+++ Dataset content +++
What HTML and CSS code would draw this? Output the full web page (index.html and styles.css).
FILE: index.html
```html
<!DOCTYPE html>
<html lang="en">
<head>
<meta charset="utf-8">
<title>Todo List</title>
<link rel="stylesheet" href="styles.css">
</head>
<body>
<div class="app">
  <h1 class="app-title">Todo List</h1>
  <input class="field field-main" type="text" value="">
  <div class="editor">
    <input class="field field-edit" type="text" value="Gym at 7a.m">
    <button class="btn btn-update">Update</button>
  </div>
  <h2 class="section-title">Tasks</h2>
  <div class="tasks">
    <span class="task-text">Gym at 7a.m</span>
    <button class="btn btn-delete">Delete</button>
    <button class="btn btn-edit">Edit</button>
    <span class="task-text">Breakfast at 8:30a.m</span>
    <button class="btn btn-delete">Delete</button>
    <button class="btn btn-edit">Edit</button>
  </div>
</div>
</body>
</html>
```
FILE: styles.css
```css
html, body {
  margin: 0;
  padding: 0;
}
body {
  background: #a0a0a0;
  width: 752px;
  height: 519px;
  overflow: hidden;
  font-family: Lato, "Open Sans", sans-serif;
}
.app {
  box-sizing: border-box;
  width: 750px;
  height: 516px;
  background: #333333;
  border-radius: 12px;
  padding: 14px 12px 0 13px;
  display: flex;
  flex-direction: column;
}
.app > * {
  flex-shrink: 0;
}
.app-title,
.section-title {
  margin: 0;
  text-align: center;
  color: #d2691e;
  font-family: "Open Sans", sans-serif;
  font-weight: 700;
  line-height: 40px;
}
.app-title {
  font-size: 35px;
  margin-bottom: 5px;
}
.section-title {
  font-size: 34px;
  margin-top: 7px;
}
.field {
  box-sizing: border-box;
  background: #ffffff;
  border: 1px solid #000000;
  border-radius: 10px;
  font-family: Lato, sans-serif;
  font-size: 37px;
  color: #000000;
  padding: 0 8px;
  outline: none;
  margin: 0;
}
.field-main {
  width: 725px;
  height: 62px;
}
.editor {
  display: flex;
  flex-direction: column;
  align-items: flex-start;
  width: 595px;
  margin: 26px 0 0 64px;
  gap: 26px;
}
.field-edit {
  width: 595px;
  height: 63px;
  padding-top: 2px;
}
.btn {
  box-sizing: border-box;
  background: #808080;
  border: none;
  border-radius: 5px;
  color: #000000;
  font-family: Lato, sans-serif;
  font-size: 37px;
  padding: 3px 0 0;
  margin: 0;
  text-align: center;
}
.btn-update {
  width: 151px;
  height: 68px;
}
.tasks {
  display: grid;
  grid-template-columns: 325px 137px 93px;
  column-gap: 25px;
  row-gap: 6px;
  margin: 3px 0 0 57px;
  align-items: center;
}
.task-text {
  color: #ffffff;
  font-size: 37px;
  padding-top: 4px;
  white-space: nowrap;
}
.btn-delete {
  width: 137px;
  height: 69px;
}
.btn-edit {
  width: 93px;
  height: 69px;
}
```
+++
**What is required:**
Repeat the listing in full, keeping every line exactly as it is.

**Task response:**
What HTML and CSS code would draw this? Output the full web page (index.html and styles.css).
FILE: index.html
```html
<!DOCTYPE html>
<html lang="en">
<head>
<meta charset="utf-8">
<title>Todo List</title>
<link rel="stylesheet" href="styles.css">
</head>
<body>
<div class="app">
  <h1 class="app-title">Todo List</h1>
  <input class="field field-main" type="text" value="">
  <div class="editor">
    <input class="field field-edit" type="text" value="Gym at 7a.m">
    <button class="btn btn-update">Update</button>
  </div>
  <h2 class="section-title">Tasks</h2>
  <div class="tasks">
    <span class="task-text">Gym at 7a.m</span>
    <button class="btn btn-delete">Delete</button>
    <button class="btn btn-edit">Edit</button>
    <span class="task-text">Breakfast at 8:30a.m</span>
    <button class="btn btn-delete">Delete</button>
    <button class="btn btn-edit">Edit</button>
  </div>
</div>
</body>
</html>
```
FILE: styles.css
```css
html, body {
  margin: 0;
  padding: 0;
}
body {
  background: #a0a0a0;
  width: 752px;
  height: 519px;
  overflow: hidden;
  font-family: Lato, "Open Sans", sans-serif;
}
.app {
  box-sizing: border-box;
  width: 750px;
  height: 516px;
  background: #333333;
  border-radius: 12px;
  padding: 14px 12px 0 13px;
  display: flex;
  flex-direction: column;
}
.app > * {
  flex-shrink: 0;
}
.app-title,
.section-title {
  margin: 0;
  text-align: center;
  color: #d2691e;
  font-family: "Open Sans", sans-serif;
  font-weight: 700;
  line-height: 40px;
}
.app-title {
  font-size: 35px;
  margin-bottom: 5px;
}
.section-title {
  font-size: 34px;
  margin-top: 7px;
}
.field {
  box-sizing: border-box;
  background: #ffffff;
  border: 1px solid #000000;
  border-radius: 10px;
  font-family: Lato, sans-serif;
  font-size: 37px;
  color: #000000;
  padding: 0 8px;
  outline: none;
  margin: 0;
}
.field-main {
  width: 725px;
  height: 62px;
}
.editor {
  display: flex;
  flex-direction: column;
  align-items: flex-start;
  width: 595px;
  margin: 26px 0 0 64px;
  gap: 26px;
}
.field-edit {
  width: 595px;
  height: 63px;
  padding-top: 2px;
}
.btn {
  box-sizing: border-box;
  background: #808080;
  border: none;
  border-radius: 5px;
  color: #000000;
  font-family: Lato, sans-serif;
  font-size: 37px;
  padding: 3px 0 0;
  margin: 0;
  text-align: center;
}
.btn-update {
  width: 151px;
  height: 68px;
}
.tasks {
  display: grid;
  grid-template-columns: 325px 137px 93px;
  column-gap: 25px;
  row-gap: 6px;
  margin: 3px 0 0 57px;
  align-items: center;
}
.task-text {
  color: #ffffff;
  font-size: 37px;
  padding-top: 4px;
  white-space: nowrap;
}
.btn-delete {
  width: 137px;
  height: 69px;
}
.btn-edit {
  width: 93px;
  height: 69px;
}
```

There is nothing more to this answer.